2. The turbomachine blade according to claim 1, wherein the metal foil extends over a first length on the intrados face of the blading and over a second length on the extrados face of the blading.

3. The turbomachine blade according to claim 2, wherein the first and second lengths are equal.

4. The turbomachine blade according to claim 1, wherein each unidirectional fabric ply extends over an entire inner surface of the intrados and extrados fins of the foil.

5. The turbomachine blade according to claim 1, wherein the blade comprises a plurality of unidirectional fabric plies made of composite material on the leading edge between the metal foil and the blading, the plies of the plurality of fabric plies being draped over each other and extending over the intrados and extrados faces of the blading by conforming to the airfoil of the blade.

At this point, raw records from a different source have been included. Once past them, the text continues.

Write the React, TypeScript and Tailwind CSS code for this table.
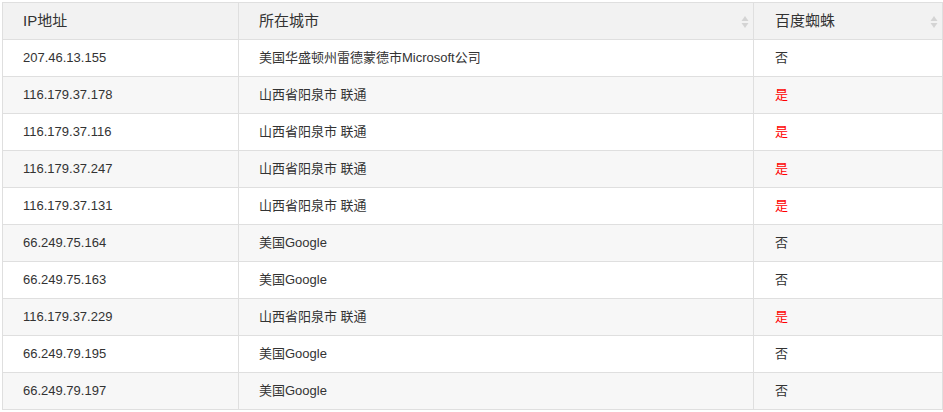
import React from "react";

const rows: [string, string, boolean][] = [
  ["207.46.13.155", "美国华盛顿州雷德蒙德市Microsoft公司", false],
  ["116.179.37.178", "山西省阳泉市 联通", true],
  ["116.179.37.116", "山西省阳泉市 联通", true],
  ["116.179.37.247", "山西省阳泉市 联通", true],
  ["116.179.37.131", "山西省阳泉市 联通", true],
  ["66.249.75.164", "美国Google", false],
  ["66.249.75.163", "美国Google", false],
  ["116.179.37.229", "山西省阳泉市 联通", true],
  ["66.249.79.195", "美国Google", false],
  ["66.249.79.197", "美国Google", false],
];

function SortIcon() {
  return (
    <svg width="8" height="14" viewBox="0 0 8 14" className="absolute right-[4px] top-[12px]">
      <path d="M4 1 L7.5 6 L0.5 6 Z" fill="#d4d4d4" />
      <path d="M4 13 L7.5 8 L0.5 8 Z" fill="#d4d4d4" />
    </svg>
  );
}

export default function App() {
  return (
    <div className="bg-white w-[943px] h-[412px] pt-[2px] pl-[2px]" style={{ fontFamily: '"Liberation Sans", Arial, "Noto Sans CJK SC", sans-serif' }}>
      <table className="w-[940px] border-collapse table-fixed text-[#333]">
        <colgroup>
          <col className="w-[236px]" />
          <col className="w-[515px]" />
          <col className="w-[189px]" />
        </colgroup>
        <thead>
          <tr className="bg-[#f2f2f2] h-[37px]">
            <th className="border border-[#dfdfdf] text-left font-normal text-[15px] pl-[20px] relative">IP地址</th>
            <th className="border border-[#dfdfdf] text-left font-normal text-[15px] pl-[20px] relative">
              所在城市
              <SortIcon />
            </th>
            <th className="border border-[#dfdfdf] text-left font-normal text-[15px] pl-[21px] relative">
              百度蜘蛛
              <SortIcon />
            </th>
          </tr>
        </thead>
        <tbody>
          {rows.map(([ip, city, yes], i) => (
            <tr key={i} className={`h-[37px] ${i % 2 === 1 ? "bg-[#f7f7f7]" : "bg-white"}`}>
              <td className="border border-[#dfdfdf] text-[13px] pl-[20px]">{ip}</td>
              <td className="border border-[#dfdfdf] text-[13px] pl-[20px]">{city}</td>
              <td className={`border border-[#dfdfdf] text-[13px] pl-[21px] ${yes ? "text-[#ff0000]" : ""}`}>{yes ? "是" : "否"}</td>
            </tr>
          ))}
        </tbody>
      </table>
    </div>
  );
}
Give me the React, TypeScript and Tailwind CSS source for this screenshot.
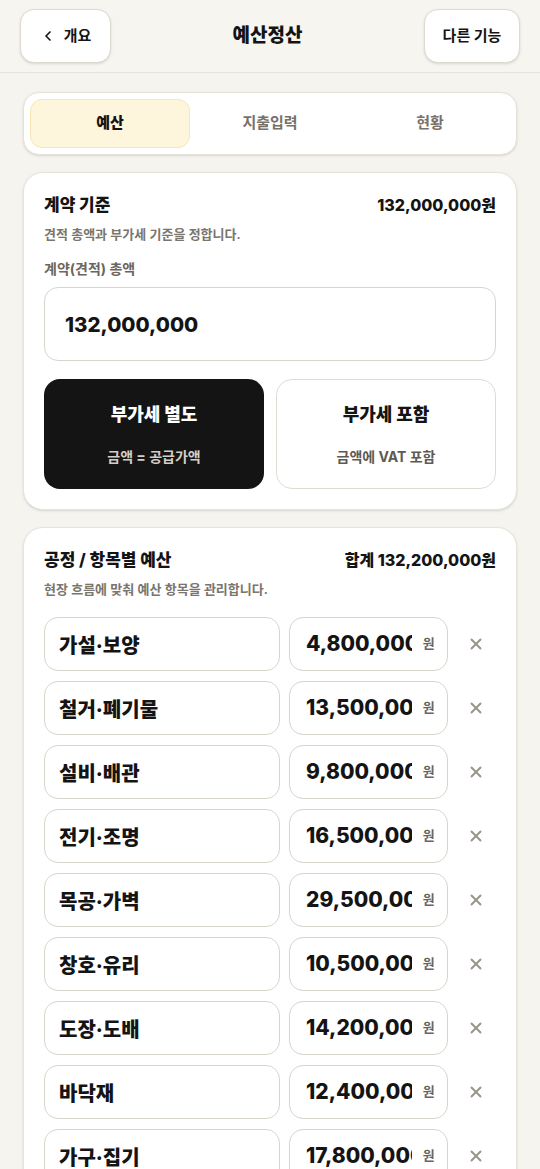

6. The turbomachine blade according to claim 1, wherein an adhesive film is present between said at least one unidirectional fabric ply and the metal foil.

7. The turbomachine blade according to claim 1, wherein the metal foil has a thickness comprised between 0.1 mm and 0.5 mm on the intrados and extrados faces.

8. The turbomachine blade according to claim 1, wherein said at least one unidirectional fabric ply has a thickness comprised between 0.15 mm and 0.25 mm.

9. The turbomachine blade according to claim 1, constituting an outlet guide vane, an inlet guide vane, a fan blade or a variable-pitch blade.

10. A method for repairing a turbomachine blade according to claim 1, comprising the removal of the metal foil, the preparation of a surface of new metal foil and the positioning of said new metal foil on the at least one unidirectional fabric ply.